Condotta grave o lesiva a parte, il dipendente a tempo indeterminato può essere licenziato nel caso di ristrutturazione o di crisi dell’azienda. Nel primo caso, l’imprenditore è alle prese con un processo di cambiamento dell’organizzazione aziendale. Nel secondo caso, il datore di lavoro è costretto a fermare l’attività lavorativa dell’impresa, o anche di un ramo specifico, o procedere, sempre causa crisi economica, alla riduzione del personale dipendente.
Quando si verifica una ristrutturazione aziendale, anche se non dovuta a una crisi economica, il datore di lavoro deve avvisare i dipendenti del cambiamento o del taglio di una o più mansioni. In tal caso, prima di licenziare è necessario verificare se il lavoratore che subisce questo provvedimento, può essere adattato alle mansioni mantenute dal datore di lavoro. Anche perché, quest’ultimo non può assumere un altro dipendente avente la stessa mansione del lavoratore licenziato.
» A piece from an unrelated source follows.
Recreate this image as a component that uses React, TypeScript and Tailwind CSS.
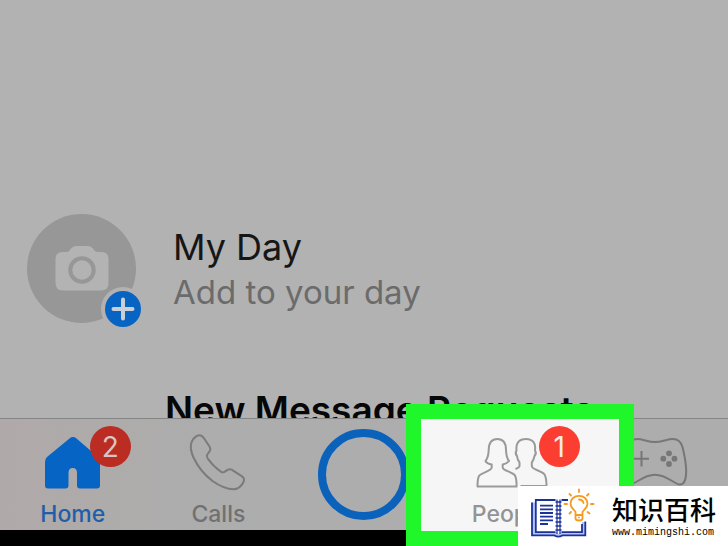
import type { ReactNode } from "react";

function HomeIcon() {
  return (
    <svg viewBox="0 0 56 56" className="h-14 w-14 fill-[#0664c4]" aria-hidden="true">
      <path d="M24.5 3.4Q28 .8 31.5 3.4L53 22Q55 24 55 27V50.5Q55 53.5 52 53.5H35Q32 53.5 32 50.5V38Q32 33 27.700 33Q23.500 33 23.500 38V50.500Q23.500 53.500 20.500 53.500H3Q0 53.500 0 50.500V27Q0 24 2 22Z" />
    </svg>
  );
}

function PhoneIcon() {
  return (
    <svg viewBox="0 0 56 56" className="h-14 w-14 overflow-visible fill-none stroke-[#7b7b7b] stroke-2" strokeLinejoin="round" aria-hidden="true">
      <path d="M6.500 1.200C9.500 -.5 11.500 .2 13.300 2.300L19.500 11.500C20.800 13.500 20.600 14.500 19.800 16L17.300 19.500C16.500 21 16.600 22 17.500 23.300C21.500 29 25.500 33 31 36.800C32.300 37.600 33.300 37.500 34.500 36.800L37.500 34.800C39 34 40.300 34 41.600 34.700L51.700 41.200C54.200 42.800 54.700 44.500 53.500 47C51 52 47.500 54.300 43.300 54.300C37 54.300 29 50.500 22.500 46C14 39.500 7.500 31 3.500 22.500C1 17 .1 12 1.300 8C2.200 5 4 2.800 6.500 1.200Z" />
    </svg>
  );
}

function PeopleIcon() {
  return (
    <svg viewBox="0 0 72 56" className="h-14 w-[72px] overflow-visible fill-none stroke-[#9a9a9a] stroke-2" strokeLinejoin="round" aria-hidden="true">
      <path d="M3.500 51.500C3.500 46 3.600 43.500 5 41C7.500 37.500 17.700 36 17.700 32.500V29.500C14.500 29 12.500 28 11.500 26C14 23 14.500 20 14.700 15C14.800 8 17 4 23.300 4C30 4 32 8.500 32 15C32.200 20 32.500 23 35 26C33.500 28 31.500 29 28.700 29.500V32.500C28.700 36 38.500 36.500 41 40.500C42.500 43.500 42.600 46 42.600 51.500Z" />
      <path d="M41.500 34C44 33 45.500 32.300 45.500 31V27.500C43.800 25.500 43.300 23.500 43 21C41.500 19.500 41.300 17.500 42.500 15.500C41.800 8 45 4 52 4C59 4 62 8.500 61 15.500C62.200 17.500 62 19.500 60.500 21C60 23.500 59.500 25.500 57.800 27.500V31C58 35 68 35.500 70.500 39.500C72.300 42.500 72.500 46 72.500 51H46.500" />
    </svg>
  );
}

function GamepadIcon() {
  return (
    <svg viewBox="0 0 64 56" className="h-14 w-16 overflow-visible fill-none stroke-[#777777] stroke-2" aria-hidden="true">
      <path d="M32 7C25 7 20 4 14 4C8.500 4 6 7 4.500 12C2.500 20 1 28 .8 36C.8 44 2.500 49.500 7 49.500C12.500 49.500 20 39.700 32 39.700C44 39.700 51.500 49.500 57 49.500C61.500 49.500 63.200 44 63.200 36C63 28 61.500 20 59.500 12C58 7 55.500 4 50 4C44 4 39 7 32 7Z" />
      <path d="M18.500 16V31.500M11 23.700H26" />
      <g className="fill-[#777777] stroke-none">
        <circle cx="46" cy="18.300" r="2.900" />
        <circle cx="40.300" cy="23.700" r="2.900" />
        <circle cx="51.500" cy="23.700" r="2.900" />
        <circle cx="46" cy="29" r="2.900" />
      </g>
    </svg>
  );
}

function CameraIcon() {
  return (
    <svg viewBox="0 0 54 46" className="h-[46px] w-[54px]" aria-hidden="true">
      <path
        d="M8 6H11C14 6 14.500 4.500 16 2.500Q18 0 21 0H33Q36 0 38 2.500C39.500 4.500 40 6 43 6H46Q53.500 6 53.500 13V37Q53.500 44.500 46 44.500H8Q.5 44.500 .5 37V13Q.5 6 8 6Z"
        className="fill-[#b3b3b3]"
      />
      <circle cx="27" cy="24" r="11.700" className="fill-none stroke-[#979797] stroke-4" />
    </svg>
  );
}

function BookLogo() {
  return (
    <svg viewBox="0 0 66 50" className="h-[50px] w-[66px] shrink-0 fill-none" aria-hidden="true">
      <path d="M2 14.500H6V44H26L28.500 46L31 44H52V34H55.500V47.500H32L28.500 49L24.500 47.500H2Z" className="fill-[#b5c5fa]" />
      <g className="stroke-[#1c329b] stroke-[1.800]">
        <path d="M2 14.500V47.400H24.500Q28.400 50 32.200 47.400H55.300V33.500" />
        <path d="M25.500 12H5.800V44.200H25.500M31.500 12H38M31.500 44.200H52V36" />
        <path d="M10 17.700H23M10 21.300H23M10 25H23M10 28.600H23M10 32.300H23M10 36H18" />
        <path d="M27 11.500V46M30 11.500V46" className="stroke-[1.200]" />
        <path d="M25.500 14H31.500M25.500 18H31.500M25.500 22H31.500M25.500 26H31.500M25.500 30H31.500M25.500 34H31.500M25.500 38H31.500M25.500 42H31.500" className="stroke-[1.500]" />
      </g>
      <g className="stroke-[#f79a20] stroke-[1.800]" strokeLinecap="round">
        <path d="M45.500 27V24C45 22 40.500 20.500 40.500 15.800C40.500 11 44.300 7.800 49 7.800C53.700 7.800 57.500 11 57.500 15.800C57.500 20.500 53 22 52.500 24V27ZM45.500 27V30.500Q45.500 32.500 49 32.500Q52.500 32.500 52.500 30.500V27M49 11.500Q52.500 11.500 53.500 15M49 29.500V29.600" />
        <path d="M49 1.500V4M39.500 6L41 7.500M58.500 6L57 7.500M34.500 16H37M61 16H63.500M39.500 25.500L41 24M57.500 24L59.500 25.500" />
      </g>
    </svg>
  );
}

function Tab({ label, labelColor = "text-[#717171]", children }: { label?: string; labelColor?: string; children: ReactNode }) {
  return (
    <button type="button" className="relative flex w-full flex-col items-center gap-2 pt-4">
      {children}
      {label && <span className={`text-[23px] leading-[30px] font-medium ${labelColor}`}>{label}</span>}
    </button>
  );
}

export default function App() {
  return (
    <div className="relative flex min-h-screen flex-col overflow-hidden bg-[#b2b2b2] font-['Inter','Liberation_Sans',sans-serif]">
      {/* Inbox */}
      <main className="flex h-0 flex-1 flex-col justify-end overflow-hidden">
        <section className="flex shrink-0 items-center gap-[37px] pl-[27px]">
          <button type="button" aria-label="Add to your day" className="relative flex size-[109px] items-center justify-center rounded-full bg-[#979797]">
            <CameraIcon />
            <span className="absolute -right-[9px] -bottom-2 flex size-[44px] items-center justify-center rounded-full bg-[#b2b2b2]">
              <svg viewBox="0 0 36 36" className="size-9" aria-hidden="true">
                <circle cx="18" cy="18" r="18" className="fill-[#0864c3]" />
                <path d="M18 8.500V27.500M8.500 18H27.500" className="stroke-[#c9d0d8] stroke-4" strokeLinecap="round" />
              </svg>
            </span>
          </button>
          <div>
            <h1 className="text-[36px] leading-[46px] text-[#161616]">My Day</h1>
            <p className="text-[33px] leading-[44px] text-[#6b6b6b]">Add to your day</p>
          </div>
        </section>
        <h2 className="mt-[63px] -mb-4 shrink-0 pl-[165px] text-[37px] leading-[48px] font-semibold whitespace-nowrap text-[#070707]">
          New Message Requests
        </h2>
      </main>

      {/* Tab bar */}
      <nav className="grid h-28 shrink-0 grid-cols-5 items-start border-t border-[#858585] bg-linear-to-r from-[#b0a9a9] via-[#adadad] via-30% to-[#adadad]">
        <Tab label="Home" labelColor="text-[#1f5fa9]">
          <HomeIcon />
          <span className="absolute top-[7px] left-1/2 ml-[17px] flex size-[41px] items-center justify-center rounded-full bg-[#bb2c23] text-[28px] text-[#d8c4c2]">
            2
          </span>
        </Tab>
        <Tab label="Calls">
          <PhoneIcon />
        </Tab>
        <button type="button" aria-label="Camera" className="mx-auto mt-[10px] size-[91px] rounded-full border-8 border-[#0b62bb]" />
        <div className="relative z-10">
          {/* Highlight around the People tab */}
          <div className="absolute -top-[15px] -right-[52px] -left-[31px] h-[142px] border-[15px] border-[#20f72b] bg-[#f7f6f6]" />
          <Tab label="People" labelColor="text-[#939393]">
            <PeopleIcon />
            <span className="absolute top-[7px] left-1/2 ml-[29px] flex size-[41px] items-center justify-center rounded-full bg-[#fc3d32] text-[28px] text-[#ffe9e7]">
              1
            </span>
          </Tab>
        </div>
        <Tab>
          <GamepadIcon />
        </Tab>
      </nav>
      <div className="h-4 shrink-0 bg-black" />

      {/* Site mark */}
      <a href="#" className="absolute right-0 bottom-0 z-20 flex h-[60px] w-[210px] items-start gap-4 bg-white pt-[2px] pl-3 text-black">
        <BookLogo />
        <span className="flex flex-col pt-[5px]">
          <span className="font-['Noto_Sans_CJK_SC',sans-serif] text-[26px] leading-8 font-medium whitespace-nowrap">知识百科</span>
          <span className="font-['Liberation_Mono',monospace] text-[10px] leading-4">www.mimingshi.com</span>
        </span>
      </a>
    </div>
  );
}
Ricorso contro il licenziamento
Il dipendente licenziato può opporsi al licenziamento ricorrendo in tribunale contro la decisione del datore di lavoro. Qualora il giudice ritenesse il licenziamento illegittimo, la legge non prevede più il reintegro automatico del lavoratore dopo la modifica avvenuta dell’art. 18 dello Statuto dei Lavoratori, a prescindere dalle dimensioni dell’azienda. Pertanto, il reintegro resta nella facoltà del datore di lavoro.
In realtà, il datore di lavoro deve decidere se reintegrare il lavoratore ingiustamente licenziato o pagare un’indennità stabilita dal giudice compresa tra 12 e 24 mensilità. L’anzianità del dipendente incide sul numero di mensilità che il datore di lavoro dovrà corrispondergli. Tuttavia, è fondamentale precisare che per i lavoratori assunti con un contratto a tempo indeterminato in data antecedente il 7 marzo 2015, reintegrare i dipendenti licenziati per giusta causa o giustificato motivo è d’obbligo.
L’obbligo di reintegrare il dipendente si concretizza solo nel caso il licenziamento non abbia alcun motivo valido. Ad esempio, quando il comportamento lesivo o il furto imputato al lavoratore accusato non trova alcun riscontro, spetta a quest’ultimo dimostrare l’insussistenza dell’accusa. Il licenziamento è considerato non valido e prevede, quindi, il reintegro obbligatorio, anche quando il dipendente dimostra la natura discriminatoria del licenziamento, che sia essa razziale, religiosa, etnica. Oppure, quando viene licenziata una donna in stato di gravidanza.
Nei suddetti casi, ossia quando il licenziamento è considerato nullo, oltre al reintegro del dipendente è previsto anche il risarcimento del danno correlato alla retribuzione persa.